MATERIAL PROVIDED start
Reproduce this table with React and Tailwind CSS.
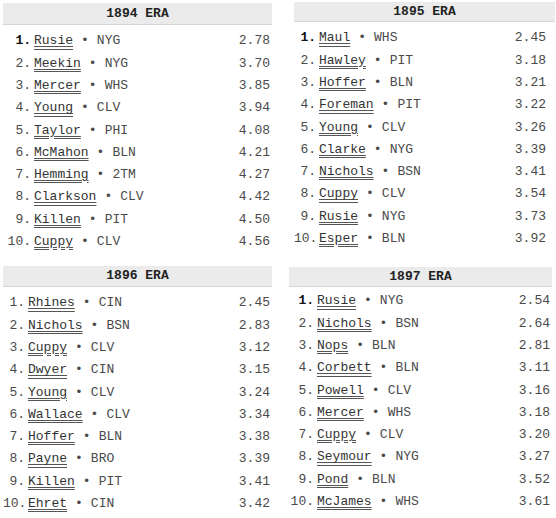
const panels = [
  {
    title: "1894 ERA",
    wrap: "ml-[3px] mt-[3px] w-[269px]",
    head: "h-[22px]",
    list: "mt-[5px]",
    rank: "w-[28px]",
    era: "pr-[2px]",
    bold: true,
    rows: [
      ["Rusie", "NYG", "2.78"],
      ["Meekin", "NYG", "3.70"],
      ["Mercer", "WHS", "3.85"],
      ["Young", "CLV", "3.94"],
      ["Taylor", "PHI", "4.08"],
      ["McMahon", "BLN", "4.21"],
      ["Hemming", "2TM", "4.27"],
      ["Clarkson", "CLV", "4.42"],
      ["Killen", "PIT", "4.50"],
      ["Cuppy", "CLV", "4.56"],
    ],
  },
  {
    title: "1895 ERA",
    wrap: "ml-[22px] mt-[2px] w-[261px]",
    head: "h-[20px]",
    list: "mt-[5px]",
    rank: "w-[22px]",
    era: "pr-[9px]",
    bold: true,
    rows: [
      ["Maul", "WHS", "2.45"],
      ["Hawley", "PIT", "3.18"],
      ["Hoffer", "BLN", "3.21"],
      ["Foreman", "PIT", "3.22"],
      ["Young", "CLV", "3.26"],
      ["Clarke", "NYG", "3.39"],
      ["Nichols", "BSN", "3.41"],
      ["Cuppy", "CLV", "3.54"],
      ["Rusie", "NYG", "3.73"],
      ["Esper", "BLN", "3.92"],
    ],
  },
  {
    title: "1896 ERA",
    wrap: "ml-[3px] mt-0 w-[269px]",
    head: "h-[21px]",
    list: "mt-[5px]",
    rank: "w-[22px]",
    era: "pr-[2px]",
    bold: false,
    rows: [
      ["Rhines", "CIN", "2.45"],
      ["Nichols", "BSN", "2.83"],
      ["Cuppy", "CLV", "3.12"],
      ["Dwyer", "CIN", "3.15"],
      ["Young", "CLV", "3.24"],
      ["Wallace", "CLV", "3.34"],
      ["Hoffer", "BLN", "3.38"],
      ["Payne", "BRO", "3.39"],
      ["Killen", "PIT", "3.41"],
      ["Ehret", "CIN", "3.42"],
    ],
  },
  {
    title: "1897 ERA",
    wrap: "ml-[17px] mt-[1px] w-[263px]",
    head: "h-[20px]",
    list: "mt-[3px]",
    rank: "w-[25px]",
    era: "pr-[2px]",
    bold: true,
    rows: [
      ["Rusie", "NYG", "2.54"],
      ["Nichols", "BSN", "2.64"],
      ["Nops", "BLN", "2.81"],
      ["Corbett", "BLN", "3.11"],
      ["Powell", "CLV", "3.16"],
      ["Mercer", "WHS", "3.18"],
      ["Cuppy", "CLV", "3.20"],
      ["Seymour", "NYG", "3.27"],
      ["Pond", "BLN", "3.52"],
      ["McJames", "WHS", "3.61"],
    ],
  },
];

function Panel({ p }) {
  return (
    <div className={p.wrap}>
      <div
        className={`${p.head} flex items-center justify-center bg-[#ebebeb] border-b border-[#d6d6d6] text-[13px] font-bold text-[#222]`}
      >
        {p.title}
      </div>
      <div className={p.list}>
        {p.rows.map((r, i) => (
          <div key={i} className="h-[22.3px] flex items-center text-[13px] text-[#4a4a4a]">
            <span
              className={`${p.rank} text-right ${
                p.bold && i === 0 ? "font-bold text-[#111]" : ""
              }`}
            >
              {i + 1}.
            </span>
            <span className="ml-[3px] text-[#333] underline decoration-double decoration-[#555] underline-offset-2">
              {r[0]}
            </span>
            <span className="ml-[8px]">•</span>
            <span className="ml-[8px]">{r[1]}</span>
            <span className={`ml-auto ${p.era}`}>{r[2]}</span>
          </div>
        ))}
      </div>
    </div>
  );
}

export default function App() {
  return (
    <div className="w-[556px] h-[518px] bg-white font-['Liberation_Mono',monospace] overflow-hidden">
      <div className="h-[266px] flex items-start">
        <Panel p={panels[0]} />
        <Panel p={panels[1]} />
      </div>
      <div className="flex items-start">
        <Panel p={panels[2]} />
        <Panel p={panels[3]} />
      </div>
    </div>
  );
}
MATERIAL PROVIDED end
#### [THE TASK]
Transcribe the listing above verbatim. Omit the pictures.

#### [RESULT]
Reproduce this table with React and Tailwind CSS.
const panels = [
  {
    title: "1894 ERA",
    wrap: "ml-[3px] mt-[3px] w-[269px]",
    head: "h-[22px]",
    list: "mt-[5px]",
    rank: "w-[28px]",
    era: "pr-[2px]",
    bold: true,
    rows: [
      ["Rusie", "NYG", "2.78"],
      ["Meekin", "NYG", "3.70"],
      ["Mercer", "WHS", "3.85"],
      ["Young", "CLV", "3.94"],
      ["Taylor", "PHI", "4.08"],
      ["McMahon", "BLN", "4.21"],
      ["Hemming", "2TM", "4.27"],
      ["Clarkson", "CLV", "4.42"],
      ["Killen", "PIT", "4.50"],
      ["Cuppy", "CLV", "4.56"],
    ],
  },
  {
    title: "1895 ERA",
    wrap: "ml-[22px] mt-[2px] w-[261px]",
    head: "h-[20px]",
    list: "mt-[5px]",
    rank: "w-[22px]",
    era: "pr-[9px]",
    bold: true,
    rows: [
      ["Maul", "WHS", "2.45"],
      ["Hawley", "PIT", "3.18"],
      ["Hoffer", "BLN", "3.21"],
      ["Foreman", "PIT", "3.22"],
      ["Young", "CLV", "3.26"],
      ["Clarke", "NYG", "3.39"],
      ["Nichols", "BSN", "3.41"],
      ["Cuppy", "CLV", "3.54"],
      ["Rusie", "NYG", "3.73"],
      ["Esper", "BLN", "3.92"],
    ],
  },
  {
    title: "1896 ERA",
    wrap: "ml-[3px] mt-0 w-[269px]",
    head: "h-[21px]",
    list: "mt-[5px]",
    rank: "w-[22px]",
    era: "pr-[2px]",
    bold: false,
    rows: [
      ["Rhines", "CIN", "2.45"],
      ["Nichols", "BSN", "2.83"],
      ["Cuppy", "CLV", "3.12"],
      ["Dwyer", "CIN", "3.15"],
      ["Young", "CLV", "3.24"],
      ["Wallace", "CLV", "3.34"],
      ["Hoffer", "BLN", "3.38"],
      ["Payne", "BRO", "3.39"],
      ["Killen", "PIT", "3.41"],
      ["Ehret", "CIN", "3.42"],
    ],
  },
  {
    title: "1897 ERA",
    wrap: "ml-[17px] mt-[1px] w-[263px]",
    head: "h-[20px]",
    list: "mt-[3px]",
    rank: "w-[25px]",
    era: "pr-[2px]",
    bold: true,
    rows: [
      ["Rusie", "NYG", "2.54"],
      ["Nichols", "BSN", "2.64"],
      ["Nops", "BLN", "2.81"],
      ["Corbett", "BLN", "3.11"],
      ["Powell", "CLV", "3.16"],
      ["Mercer", "WHS", "3.18"],
      ["Cuppy", "CLV", "3.20"],
      ["Seymour", "NYG", "3.27"],
      ["Pond", "BLN", "3.52"],
      ["McJames", "WHS", "3.61"],
    ],
  },
];

function Panel({ p }) {
  return (
    <div className={p.wrap}>
      <div
        className={`${p.head} flex items-center justify-center bg-[#ebebeb] border-b border-[#d6d6d6] text-[13px] font-bold text-[#222]`}
      >
        {p.title}
      </div>
      <div className={p.list}>
        {p.rows.map((r, i) => (
          <div key={i} className="h-[22.3px] flex items-center text-[13px] text-[#4a4a4a]">
            <span
              className={`${p.rank} text-right ${
                p.bold && i === 0 ? "font-bold text-[#111]" : ""
              }`}
            >
              {i + 1}.
            </span>
            <span className="ml-[3px] text-[#333] underline decoration-double decoration-[#555] underline-offset-2">
              {r[0]}
            </span>
            <span className="ml-[8px]">•</span>
            <span className="ml-[8px]">{r[1]}</span>
            <span className={`ml-auto ${p.era}`}>{r[2]}</span>
          </div>
        ))}
      </div>
    </div>
  );
}

export default function App() {
  return (
    <div className="w-[556px] h-[518px] bg-white font-['Liberation_Mono',monospace] overflow-hidden">
      <div className="h-[266px] flex items-start">
        <Panel p={panels[0]} />
        <Panel p={panels[1]} />
      </div>
      <div className="flex items-start">
        <Panel p={panels[2]} />
        <Panel p={panels[3]} />
      </div>
    </div>
  );
}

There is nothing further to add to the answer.